Prepare Our Hearts – A Devotional from Central Presbyterian Church

A mid-week devotional from Central Presbyterian Church helping us to help prepare our hearts for the day ahead.  If you would like to receive these in your inbox, please let us know. Find the complete archive here.

Thursday, October 14, 2021
Mark 13:24-27

The Coming of the Son of Man
24 “But in those days, after that tribulation, the sun will be darkened, and the moon will not give its light, 25 and the stars will be falling from heaven, and the powers in the heavens will be shaken. 26 And then they will see the Son of Man coming in clouds with great power and glory. 27 And then he will send out the angels and gather his elect from the four winds, from the ends of the earth to the ends of heaven.

People typically make one of two errors in regards to the passages of Scripture that deal with the end times. The first, and most obvious mistake, is to become unhealthily obsessed with the subject. This can lead to things such as selling everything and moving to a Caribbean island to avoid the imminent tribulation wrought by the newly elected anti-Christ, draining retirement accounts and giving them to help a radio preacher—who lives in a gated mansion—to fund billboards nationwide warning that the world is ending in just a few months, or the much less dramatic, but equally tragic, act of leaving a loving church community upon discovering the pastor holds to a different theological view of eschatology. 

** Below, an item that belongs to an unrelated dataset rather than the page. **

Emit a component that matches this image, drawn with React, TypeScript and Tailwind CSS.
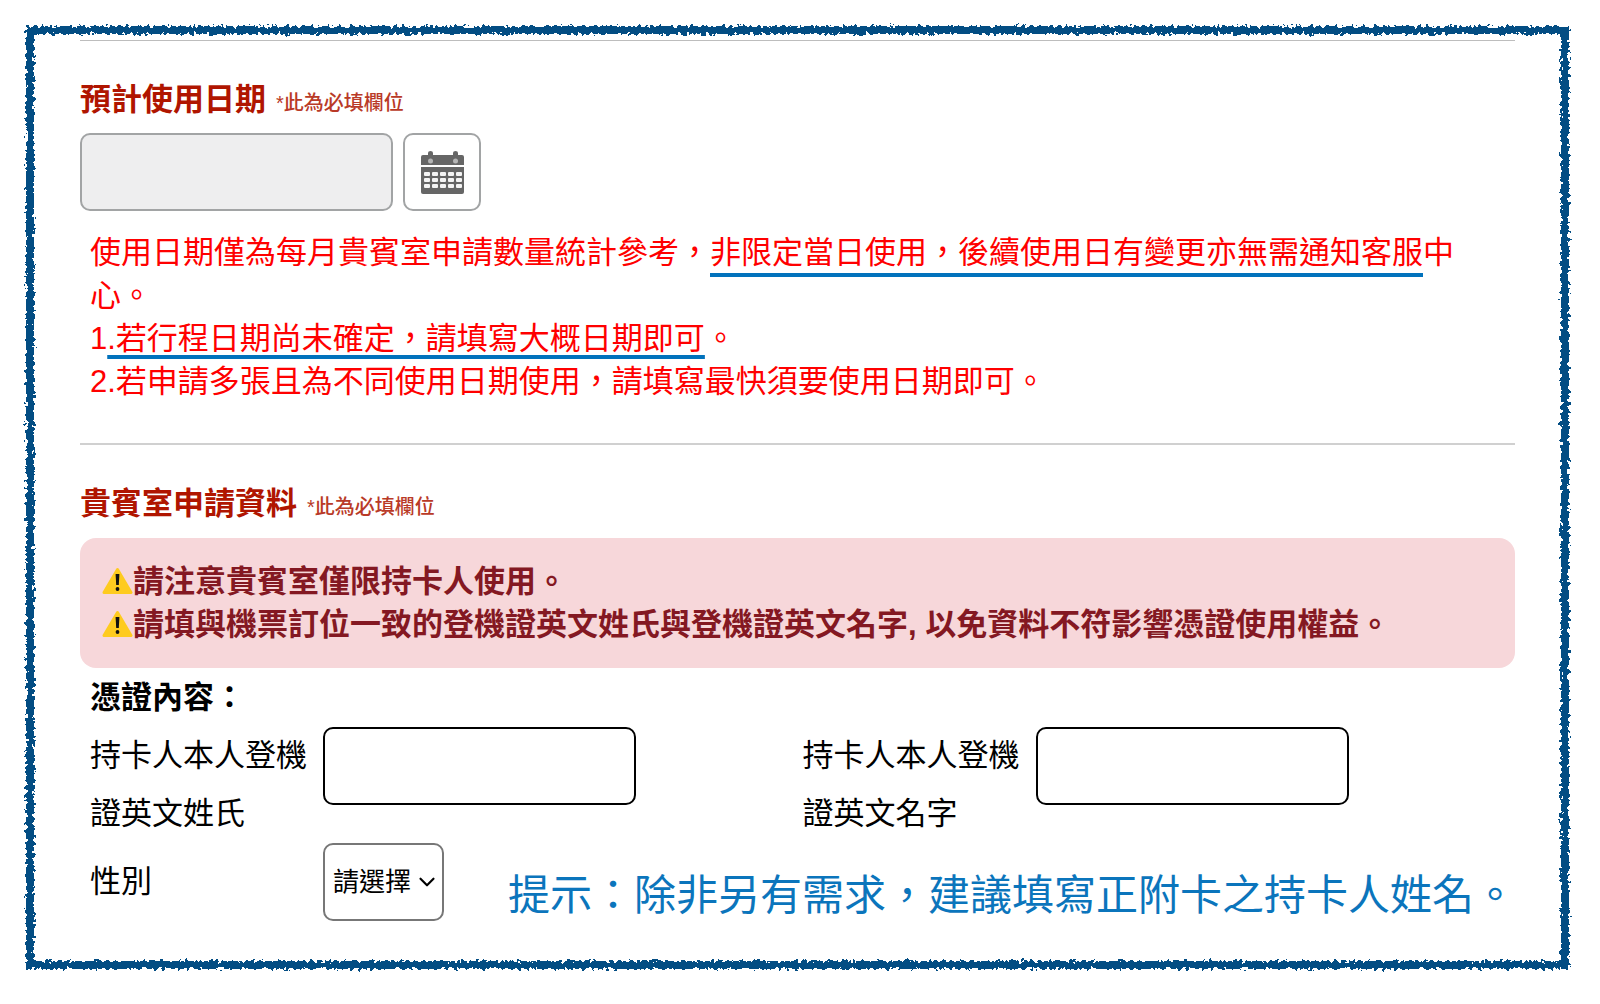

The second faulty approach to Biblical prophecy is much more subtle, and far more common, and that is to just skip them altogether. Many otherwise faithful Scripture readers admit that when they come to the prophetic portions of Daniel, Ezekiel, and especially Revelation, they simply turn the page. Whether out of confusion over interpreting vivid imagery often found within the text, or perhaps as a reaction against those who have become wholly consumed by prophecy, many Christians view studying prophecy as making a choice between ignorance or obsession.

As Jesus closed this session with the disciples, it is clear that He wanted them to be informed, but not burdened, about what was yet to come. In light of the trauma that lay ahead over the next few days, the disciples were to find comfort in the knowledge that the cross was not the end of the story. Rather, in a very real sense, the death of Jesus was only the end of the beginning. Likewise, the empty tomb and resurrection marked just the very beginning of the end, which continues today.  

Jesus’ main idea was that He will not, ever, abandon His people. At the end of the end, Jesus explained that the world as we know it will cease to be. In Revelation 21, the Lord declares to His bride, the church, “Behold, I am making all things new.” This includes new heavenly bodies for the elect, imperishable ones that will never experience pain or disease or injury or sadness. But also, as Scripture repeatedly tells, and Jesus reiterated, entirely new celestial bodies.

At the moment of His return, the sun, moon, and stars will bow in reverence to their Maker as He assumes His rightful place as the only true source of light. Irrevocably marred by the invasive, tendril-like effects of human sin, creation will be unmade, and then remade, following a pattern we see throughout the Scriptures of Creation, De-creation, and Re-creation.

Before He even ascended to heaven, Jesus promised that He would come again to gather all who belong to Him. Jesus knew that when He returns His church would no longer fit neatly into a small upper room in Jerusalem. His angels will scour the world, to every corner of the globe, to ensure that not a single saint is left behind. 

These words of Jesus were spoken to bring comfort, not distress. They are a reminder that we should long in eager expectation for the good things God has in store for the future. Because of what Jesus has done, His kingdom is already ours if we place our hope in Him, but we are not home yet. 

Even as we yearn for that time when we will be with Him, there is still much work to be done. In Mere Christianity C. S. Lewis wrote, “If you read history you will find that the Christians who did most for the present world were precisely those who thought most of the next.” Rather than allowing our curiosity or fear about aligning current events to Scripture consume our time with the Lord, when our hearts are fixed on Him and His promises, we can have confidence that no matter what the future may hold, we are secure in the One who holds the future. May we endeavor to proclaim His name to the ends of the earth with the full assurance of His provision and presence.

Prayer for Today:

Father God, We admit that the prospect of “the end” typically scares us rather than empowers us. Remind us today that Your love is greater, Your kingdom is better, and Your will is perfect. May you guide us in all our ways, that we would use whatever days that remain to make Your name known through all the world. In the name of Jesus we pray, Amen.